Parenting Perspective 

Every parent loses their temper at some point. Whether it results in a raised voice, a slammed door, or harsh words, the moment often leaves a feeling of regret, particularly when you see fear or confusion in your child’s eyes. However, the way you handle the aftermath is just as important as the outburst itself, if not more so. 

Click below to discover meaningful books that nurture strong values in your child and support you on your parenting journey

The Importance of Repair 

Resetting after an angry outburst does not mean ignoring the original misbehaviour; it means repairing the emotional connection without erasing the lesson. Children need to understand that boundaries are firm, but they also need to feel fundamentally safe with you. The goal is to correct their action while modelling how to take responsibility for your own. 

A Script for Accountability 

Once you have calmed down, you must initiate the repair. Do not pretend the incident did not happen, but also avoid dwelling on your own guilt. A simple, direct approach is best: ‘I was too harsh earlier. I should not have shouted, but I was very upset about the behaviour. I am sorry for the way I spoke to you’. 

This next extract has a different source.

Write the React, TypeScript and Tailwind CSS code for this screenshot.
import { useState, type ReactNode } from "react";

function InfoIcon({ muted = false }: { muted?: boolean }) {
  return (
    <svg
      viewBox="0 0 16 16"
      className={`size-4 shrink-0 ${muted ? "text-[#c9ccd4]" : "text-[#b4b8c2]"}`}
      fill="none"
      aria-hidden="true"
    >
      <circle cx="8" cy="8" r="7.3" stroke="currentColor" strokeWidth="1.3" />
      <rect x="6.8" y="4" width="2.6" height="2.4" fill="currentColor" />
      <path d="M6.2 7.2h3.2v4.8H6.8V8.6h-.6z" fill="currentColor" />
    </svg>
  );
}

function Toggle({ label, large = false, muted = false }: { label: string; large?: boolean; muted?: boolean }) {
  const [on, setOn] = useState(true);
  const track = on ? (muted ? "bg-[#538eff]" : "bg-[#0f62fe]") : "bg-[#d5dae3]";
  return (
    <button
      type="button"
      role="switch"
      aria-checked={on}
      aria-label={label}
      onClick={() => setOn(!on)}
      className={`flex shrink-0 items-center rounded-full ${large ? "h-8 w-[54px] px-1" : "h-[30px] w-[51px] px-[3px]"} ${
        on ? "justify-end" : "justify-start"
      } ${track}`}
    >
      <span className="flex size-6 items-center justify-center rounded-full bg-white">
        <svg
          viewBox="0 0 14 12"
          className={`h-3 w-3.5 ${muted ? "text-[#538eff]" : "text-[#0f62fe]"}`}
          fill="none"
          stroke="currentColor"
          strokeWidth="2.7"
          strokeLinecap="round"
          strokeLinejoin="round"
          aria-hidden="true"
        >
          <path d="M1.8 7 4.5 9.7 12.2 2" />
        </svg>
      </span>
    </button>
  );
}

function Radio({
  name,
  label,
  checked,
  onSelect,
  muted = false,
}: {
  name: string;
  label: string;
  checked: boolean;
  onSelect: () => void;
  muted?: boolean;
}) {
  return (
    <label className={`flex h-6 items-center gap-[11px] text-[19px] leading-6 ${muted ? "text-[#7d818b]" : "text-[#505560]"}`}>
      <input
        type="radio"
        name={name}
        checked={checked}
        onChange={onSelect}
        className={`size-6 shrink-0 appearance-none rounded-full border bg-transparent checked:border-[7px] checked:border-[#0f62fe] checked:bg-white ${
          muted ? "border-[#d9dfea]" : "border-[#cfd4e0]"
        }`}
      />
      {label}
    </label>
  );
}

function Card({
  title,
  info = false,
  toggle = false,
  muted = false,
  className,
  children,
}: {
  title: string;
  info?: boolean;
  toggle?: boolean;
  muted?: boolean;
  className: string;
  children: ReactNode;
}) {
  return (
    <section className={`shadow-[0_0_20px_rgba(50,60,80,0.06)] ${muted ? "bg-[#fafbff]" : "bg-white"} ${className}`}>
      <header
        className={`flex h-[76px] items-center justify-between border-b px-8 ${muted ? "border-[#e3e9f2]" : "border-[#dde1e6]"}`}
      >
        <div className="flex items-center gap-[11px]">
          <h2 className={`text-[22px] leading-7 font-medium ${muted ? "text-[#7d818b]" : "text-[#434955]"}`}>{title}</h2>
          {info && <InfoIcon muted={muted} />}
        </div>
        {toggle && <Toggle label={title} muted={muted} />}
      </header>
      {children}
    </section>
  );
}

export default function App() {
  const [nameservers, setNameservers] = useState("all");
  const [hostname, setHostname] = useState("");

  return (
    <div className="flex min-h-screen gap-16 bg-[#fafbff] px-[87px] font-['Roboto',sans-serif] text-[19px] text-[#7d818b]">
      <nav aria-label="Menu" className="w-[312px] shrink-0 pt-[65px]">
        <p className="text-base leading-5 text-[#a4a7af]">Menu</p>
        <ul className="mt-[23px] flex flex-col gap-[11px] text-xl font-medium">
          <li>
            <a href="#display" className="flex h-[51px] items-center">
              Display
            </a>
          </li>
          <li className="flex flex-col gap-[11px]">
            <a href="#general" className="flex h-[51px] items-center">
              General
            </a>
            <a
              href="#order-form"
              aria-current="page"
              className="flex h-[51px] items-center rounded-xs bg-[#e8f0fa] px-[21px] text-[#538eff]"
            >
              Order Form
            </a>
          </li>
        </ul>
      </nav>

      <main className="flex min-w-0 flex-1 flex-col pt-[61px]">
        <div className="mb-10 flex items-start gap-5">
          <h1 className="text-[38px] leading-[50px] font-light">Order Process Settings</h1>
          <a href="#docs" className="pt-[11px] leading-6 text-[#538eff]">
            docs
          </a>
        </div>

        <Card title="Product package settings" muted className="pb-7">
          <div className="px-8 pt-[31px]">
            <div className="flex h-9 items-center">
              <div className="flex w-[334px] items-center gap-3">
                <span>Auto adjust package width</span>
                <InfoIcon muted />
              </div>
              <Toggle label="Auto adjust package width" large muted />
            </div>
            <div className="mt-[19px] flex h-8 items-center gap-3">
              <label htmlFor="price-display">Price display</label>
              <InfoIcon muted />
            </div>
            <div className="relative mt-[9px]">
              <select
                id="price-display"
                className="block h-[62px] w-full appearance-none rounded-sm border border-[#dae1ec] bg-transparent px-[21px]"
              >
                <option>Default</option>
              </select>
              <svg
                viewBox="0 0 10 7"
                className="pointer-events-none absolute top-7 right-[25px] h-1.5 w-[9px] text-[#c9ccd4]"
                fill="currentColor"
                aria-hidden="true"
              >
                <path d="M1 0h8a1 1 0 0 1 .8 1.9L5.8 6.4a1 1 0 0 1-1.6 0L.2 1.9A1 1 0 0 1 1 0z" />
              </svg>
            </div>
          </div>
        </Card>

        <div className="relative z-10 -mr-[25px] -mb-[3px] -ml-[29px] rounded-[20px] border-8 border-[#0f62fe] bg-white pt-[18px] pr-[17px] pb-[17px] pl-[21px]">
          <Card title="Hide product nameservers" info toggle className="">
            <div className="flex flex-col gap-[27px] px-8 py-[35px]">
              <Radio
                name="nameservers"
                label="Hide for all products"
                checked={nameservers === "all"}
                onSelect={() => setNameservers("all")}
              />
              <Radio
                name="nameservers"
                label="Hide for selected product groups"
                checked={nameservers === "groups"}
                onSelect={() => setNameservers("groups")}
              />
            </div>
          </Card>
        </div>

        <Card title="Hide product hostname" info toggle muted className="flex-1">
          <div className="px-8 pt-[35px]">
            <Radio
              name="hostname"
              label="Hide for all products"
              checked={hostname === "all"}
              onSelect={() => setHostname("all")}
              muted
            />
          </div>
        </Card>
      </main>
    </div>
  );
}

This approach simultaneously teaches two crucial lessons: that adults make mistakes and take responsibility for them, and that the original misbehaviour still has consequences. If the child was in the wrong, the boundary or correction should still be upheld, but in a calm and emotionally regulated manner. Avoid dramatic statements like ‘I am a terrible parent’ or blaming the child by saying ‘You made me so angry’, as these place the emotional burden on them. 

Reconnecting Emotionally 

The final step is to reconnect. This can be done through gentle eye contact, physical touch, or a simple gesture that communicates, ‘We are okay. I love you, even when we have difficult moments and need to correct each other’. This emotional reassurance is vital for restoring their sense of security. Your calm and responsible recovery becomes a powerful, living lesson in accountability. 

Spiritual Insight 

In Islam, the acts of repair and repentance are not signs of failure but are central to spiritual growth. In parenting, this means acknowledging our mistakes and returning to what is right with humility and sincerity. 

The Door to Repentance is Always Open 

This verse, while addressing major sins, also applies to our daily shortcomings as parents. It is a profound reminder that the opportunity to seek forgiveness and make amends is never closed. 

Allah Almighty states in the noble Quran at Surah Al Zumar (39), Verse 53: 

Say, O My servants who have transgressed against themselves [by sinning], do not despair of the mercy of Allah. Indeed, Allah forgives all sins. Indeed, it is He who is the Forgiving, the Merciful.

Mercy as a Foundational Principle 

This Hadith teaches that mercy is a reciprocal quality; it must be given to be received. This principle begins in the home, with our children and with ourselves. Showing mercy to your child after an outburst of anger is not weakness; it is a reflection of the prophetic character. 

It is recorded in Jami Tirmidhi, Hadith 1922, that the holy Prophet Muhammad ﷺ said: 

Whoever does not show mercy will not be shown mercy. ‘

When you reset after losing your temper, you do more than apologise. You teach your child how to face their own mistakes with honesty, courage, and the intention to do better. This is the essence of true Islamic discipline. 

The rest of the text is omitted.